Posted by Giles in : writing , add a comment

This article appeared originally at the SSA web site at http://www.s-s-a.org/

The recent Body Parts Festival held by the Society of Scottish Artists has its roots in the history of Western performance art which, in turn, can be traced at least as far back as the theatre of ancient Greece – that tremendous flourishing of theatrical art which began around the middle of the first millennium BC. As a modern phenomenon, its origins go back to the Italian Futurists such as Filippo Tommaso Marinetti (1876-1944) who unleashed his theatrical ‘incendiary violence’ as an attack on Bourgeois values with the publication of the Futurist Manifesto in Paris in 1909. Several years earlier, the German actor Frank Wedekind (1864-1918) had shocked and delighted audiences in Munich with sexually explicit performances in venues such as the city’s Café Simplicissimus. Over the years practitioners such as Pina Bausch, Hermann Nitsch, Yves Klein, Gilbert & George and Laurie Anderson have elevated performance to an art-form capable of holding its own amongst the best that twentieth century art, in all its manifestations, had to offer.

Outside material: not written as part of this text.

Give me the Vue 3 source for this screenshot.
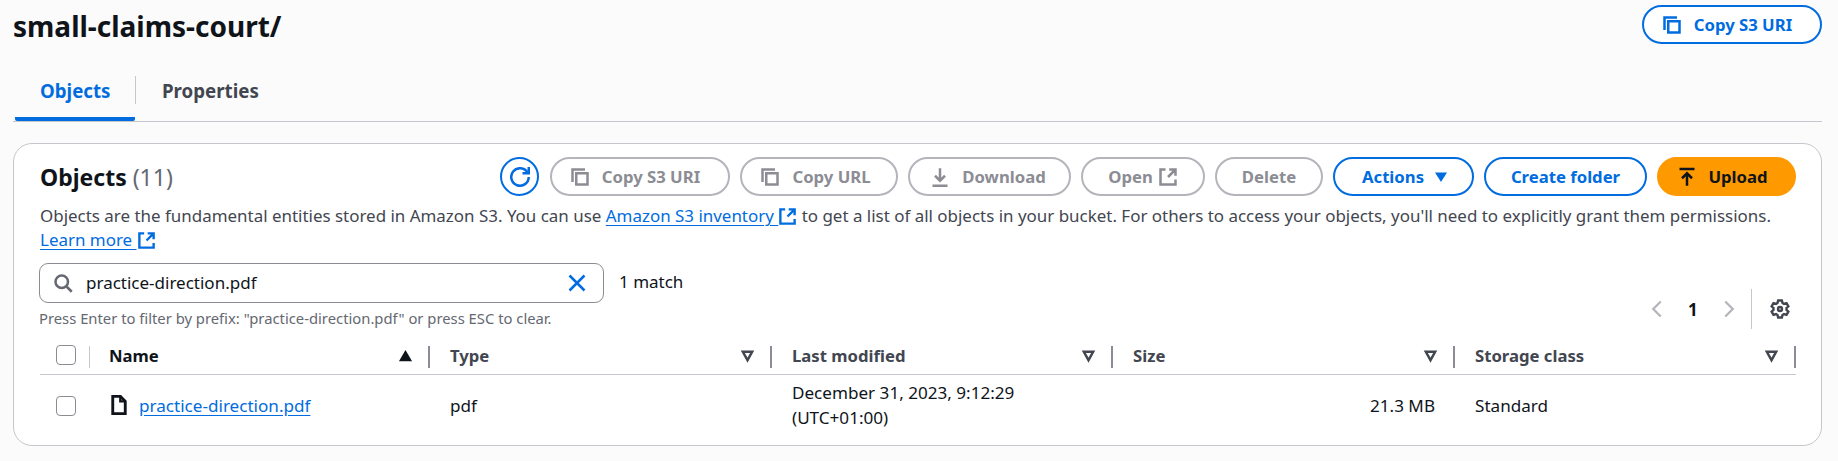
<script setup>
const columns = [
  { name: 'Name', sorted: true },
  { name: 'Type' },
  { name: 'Last modified' },
  { name: 'Size' },
  { name: 'Storage class' }
]
</script>

<template>
  <div class="page">
    <header class="top">
      <h1 class="title">small-claims-court/</h1>
      <button class="btn primary-outline top-copy s3">
        <svg class="ic" viewBox="0 0 16 16"><path d="M2 12V2h10" /><rect x="5" y="5" width="9" height="9" /></svg>
        Copy S3 URI
      </button>
    </header>

    <nav class="tabs">
      <div class="tab active"><span>Objects</span></div>
      <div class="tab"><span>Properties</span></div>
    </nav>

    <section class="card">
      <div class="card-head">
        <h2 class="heading">Objects <span class="count">(11)</span></h2>
        <div class="actions">
          <button class="btn primary-outline round">
            <svg class="ic" viewBox="0 0 16 16"><path d="M10 5h5V0" /><path d="M15 8a7 7 0 1 1-1.1-3.8L15 5" /></svg>
          </button>
          <button class="btn disabled w180 s3">
            <svg class="ic" viewBox="0 0 16 16"><path d="M2 12V2h10" /><rect x="5" y="5" width="9" height="9" /></svg>
            Copy S3 URI
          </button>
          <button class="btn disabled w158 url">
            <svg class="ic" viewBox="0 0 16 16"><path d="M2 12V2h10" /><rect x="5" y="5" width="9" height="9" /></svg>
            Copy URL
          </button>
          <button class="btn disabled w163 dl">
            <svg class="ic" viewBox="0 0 16 16"><path d="M8 1v10M4 7l4 4 4-4M2 15h12" /></svg>
            Download
          </button>
          <button class="btn disabled w124 tight">
            Open
            <svg class="ic" viewBox="0 0 16 16"><path d="M6 2H2v12h12v-4M9 2h5v5M14 2L8 8" /></svg>
          </button>
          <button class="btn disabled w108">Delete</button>
          <button class="btn primary-outline w141 act">
            Actions
            <svg class="caret" viewBox="0 0 16 16"><path d="M2 3.5h12L8 13z" /></svg>
          </button>
          <button class="btn primary-outline w163">Create folder</button>
          <button class="btn upload w139">
            <svg class="ic" viewBox="0 0 16 16"><path d="M2 1.5h12M8 15V5M4 9l4-4 4 4" /></svg>
            Upload
          </button>
        </div>
      </div>

      <p class="desc">
        Objects are the fundamental entities stored in Amazon S3. You can use
        <a class="link">Amazon S3 inventory&nbsp;</a><svg class="ic link-ic" viewBox="0 0 16 16"><path d="M6 2H2v12h12v-4M9 2h5v5M14 2L8 8" /></svg>
        to get a list of all objects in your bucket. For others to access your objects, you'll need to explicitly grant them permissions.
        <br />
        <a class="link">Learn more&nbsp;</a><svg class="ic link-ic" viewBox="0 0 16 16"><path d="M6 2H2v12h12v-4M9 2h5v5M14 2L8 8" /></svg>
      </p>

      <div class="filter-row">
        <div class="filter-left">
          <div class="search-line">
            <div class="search">
              <svg class="ic search-ic" viewBox="0 0 16 16"><circle cx="7" cy="7" r="5" /><path d="M11 11l4 4" /></svg>
              <span class="search-text">practice-direction.pdf</span>
              <svg class="ic clear-ic" viewBox="0 0 16 16"><path d="M2 2l12 12M14 2L2 14" /></svg>
            </div>
            <span class="match">1 match</span>
          </div>
          <div class="hint">Press Enter to filter by prefix: "practice-direction.pdf" or press ESC to clear.</div>
        </div>
        <div class="pager">
          <svg class="ic chev" viewBox="0 0 16 16"><path d="M11 2L5 8l6 6" /></svg>
          <span class="page-num">1</span>
          <svg class="ic chev" viewBox="0 0 16 16"><path d="M5 2l6 6-6 6" /></svg>
          <span class="pager-sep"></span>
          <svg class="ic gear" viewBox="0 0 16 16">
            <path d="M6.5 1.2h3l.5 2 1.2.7 2-.6 1.5 2.6-1.5 1.4v1.4l1.5 1.4-1.5 2.6-2-.6-1.2.7-.5 2h-3l-.5-2-1.2-.7-2 .6-1.5-2.6 1.5-1.4V7.3L1.3 5.9l1.5-2.6 2 .6L6 3.2z" />
            <circle cx="8" cy="8" r="1.6" />
          </svg>
        </div>
      </div>

      <div class="table">
        <div class="th check-cell">
          <span class="checkbox"></span>
          <span class="sep light"></span>
        </div>
        <div v-for="col in columns" :key="col.name" class="th" :class="{ strong: col.sorted }">
          <span>{{ col.name }}</span>
          <svg v-if="col.sorted" class="sort" viewBox="0 0 16 16"><path class="solid" d="M1 14L8 2l7 12z" /></svg>
          <svg v-else class="sort" viewBox="0 0 16 16"><path d="M3 4h10L8 13z" /></svg>
          <span class="sep"></span>
        </div>

        <div class="td check-cell"><span class="checkbox"></span></div>
        <div class="td name-cell">
          <svg class="ic file" viewBox="0 0 16 16"><path d="M9 1H3v14h10V5z" /><path class="fold" d="M9 1v4h4" /></svg>
          <a class="link">practice-direction.pdf</a>
        </div>
        <div class="td">pdf</div>
        <div class="td">December 31, 2023, 9:12:29<br />(UTC+01:00)</div>
        <div class="td right">21.3 MB</div>
        <div class="td">Standard</div>
      </div>
    </section>
  </div>
</template>

<style>
html, body { margin: 0; background: #fbfbfb; }
</style>

<style scoped>
.page {
  box-sizing: border-box;
  width: 1838px;
  height: 461px;
  padding: 0 16px 0 13px;
  font-family: "Noto Sans", sans-serif;
  font-size: 17px;
  color: #0f141a;
  overflow: hidden;
}
.top {
  display: flex;
  justify-content: space-between;
  align-items: flex-start;
  height: 76px;
}
.title {
  margin: 8px 0 0;
  font-size: 28px;
  line-height: 36px;
  font-weight: 700;
}
.btn {
  box-sizing: border-box;
  height: 39px;
  display: inline-flex;
  align-items: center;
  justify-content: center;
  gap: 10px;
  padding: 0;
  border-radius: 20px;
  border: 2px solid #006ce0;
  background: #fff;
  color: #006ce0;
  font-family: inherit;
  font-size: 16.7px;
  font-weight: 700;
}
.tight { gap: 5px; }
.s3 { gap: 12px; padding-right: 10px; }
.url { gap: 12px; padding-right: 7px; }
.dl { gap: 12px; padding-right: 3px; }
.act { padding-left: 4px; }
.top-copy { width: 180px; margin-top: 5px; }
.primary-outline { border-color: #006ce0; }
.round { width: 39px; border-radius: 50%; margin-right: 1px; }
.disabled { border-color: #b4b4bb; color: #8c8c94; }
.upload { background: #ff9900; border-color: #ff9900; color: #0f141a; padding-right: 8px; gap: 11px; }
.w180 { width: 180px; }
.w158 { width: 158px; }
.w163 { width: 163px; }
.w124 { width: 124px; }
.w108 { width: 108px; }
.w141 { width: 141px; }
.w139 { width: 139px; }

.ic {
  width: 20px;
  height: 20px;
  flex: none;
  fill: none;
  stroke: currentColor;
  stroke-width: 2;
}
.caret { width: 16px; height: 16px; fill: currentColor; margin-left: -1px; }

.tabs {
  display: flex;
  height: 45px;
  border-bottom: 1px solid #c6c6cd;
}
.tab {
  position: relative;
  box-sizing: border-box;
  padding: 0 26px 0 27px;
  font-weight: 700;
  font-size: 18.7px;
  line-height: 30px;
  color: #424650;
}
.tab span { display: block; }
.tab.active {
  color: #006ce0;
  width: 120px;
  margin-left: 2px;
  padding-left: 25px;
  border-bottom: 4px solid #006ce0;
  height: 45px;
  border-radius: 0 0 2px 2px;
}
.tab.active::after {
  content: "";
  position: absolute;
  right: -1px;
  top: 0;
  bottom: 13px;
  width: 1px;
  background: #c6c6cd;
}

.card {
  box-sizing: border-box;
  height: 303px;
  margin-top: 21px;
  padding: 13px 25px 0 26px;
  background: #fff;
  border: 1px solid #c6c6cd;
  border-radius: 19px;
}
.card-head {
  display: flex;
  justify-content: space-between;
  align-items: center;
}
.heading {
  margin: 0;
  font-size: 23px;
  font-weight: 700;
}
.count { font-weight: 400; color: #656871; }
.actions { display: flex; gap: 10px; }

.desc {
  margin: 8px 0 0;
  font-size: 16.95px;
  line-height: 24px;
  color: #424650;
}
.desc .ic { width: 19px; height: 19px; vertical-align: -4px; }
.link {
  color: #006ce0;
  text-decoration: underline;
  text-underline-offset: 3px;
}
.link-ic { color: #006ce0; }

.filter-row {
  display: flex;
  justify-content: space-between;
  margin-top: 11px;
}
.search-line { display: flex; align-items: center; gap: 15px; margin-left: -1px; }
.search {
  box-sizing: border-box;
  width: 565px;
  height: 40px;
  display: flex;
  align-items: center;
  padding: 0 16px 0 13px;
  border: 1px solid #8c8c94;
  border-radius: 9px;
}
.search-ic { color: #656871; }
.search-text { flex: 1; margin: 0 0 2px 13px; }
.clear-ic { color: #006ce0; }
.match { color: #0f141a; margin-bottom: 3px; }
.hint { margin: 5px 0 0 -1px; font-size: 14.8px; line-height: 20px; color: #656871; }

.pager {
  display: flex;
  align-items: center;
  height: 40px;
  margin: 26px 6px 0 0;
}
.chev { width: 20px; height: 20px; stroke-width: 1.8; color: #b4b4bb; }
.page-num { width: 10px; margin: 0 21px; font-weight: 700; }
.pager-sep { width: 1px; height: 40px; background: #c6c6cd; margin: 0 18px 0 12px; }
.gear { color: #424650; width: 20px; height: 20px; stroke-width: 1.9; }

.table {
  display: grid;
  grid-template-columns: 50px 340px 342px 341px 342px 341px;
  grid-template-rows: 39px 62px;
  margin-top: 7px;
}
.th {
  position: relative;
  display: flex;
  align-items: center;
  justify-content: space-between;
  padding: 0 17px 0 20px;
  border-bottom: 1px solid #c6c6cd;
  font-size: 16.7px;
  font-weight: 700;
  color: #424650;
}
.th.strong { color: #0f141a; padding-left: 19px; }
.th.check-cell { padding: 0 0 0 16px; justify-content: flex-start; }
.checkbox {
  box-sizing: border-box;
  width: 20px;
  height: 20px;
  border: 1px solid #8c8c94;
  border-radius: 4px;
}
.sep {
  position: absolute;
  right: 0;
  top: 10px;
  bottom: 6px;
  width: 2px;
  background: #8c8c94;
}
.sep.light { background: #c6c6cd; width: 1px; }
.sort {
  width: 15px;
  height: 15px;
  fill: none;
  stroke: #424650;
  stroke-width: 2.6;
}
.sort .solid { fill: #0f141a; stroke: none; }
.td {
  display: flex;
  flex-direction: column;
  justify-content: center;
  padding: 0 20px 2px;
  font-size: 17.1px;
  line-height: 25px;
}
.td.check-cell { padding: 0 0 0 16px; flex-direction: row; align-items: center; justify-content: flex-start; }
.name-cell { flex-direction: row; align-items: center; justify-content: flex-start; gap: 10px; padding-left: 19px; }
.file { width: 20px; height: 20px; stroke-width: 2.3; }
.fold { stroke-width: 1.8; }
.right { text-align: right; }
</style>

The SSA has, since its foundation in 1891, existed to promote “the more adventurous spirits in art” and it is therefore no surprise that this festival – the idea of the current SSA president, Kate Downie – should have included such an adventurous programme of experimental and challenging work. Downie comments that “although performance art was not entirely new to the Scottish and Edinburgh scene, the collective platform represented by the Body Parts festival was a unique and important event which required an immense amount of political and organisational will on behalf of the SSA – with the support of the National Galleries and the Royal Scottish Academy – to make happen.”

In Scotland, the first sustained and radical exposure to performance art came in 1970 with Richard Demarco’s inspired exhibition Strategy: Get Arts which successfully attempted to present the vast array of contemporary art forms currently being practised in Düsseldorf and other important centres in Germany. Among the artists were Klaus Rinke, Daniel Spoerri and Joseph Beuys. Beuys’ seminal Celtic (Kinloch Rannoch) Scottish Symphony combined, action, images, music and theatricality in a sustained performance which melded Beuys’ deeply held spiritual beliefs with a perceived Celtic rootedness.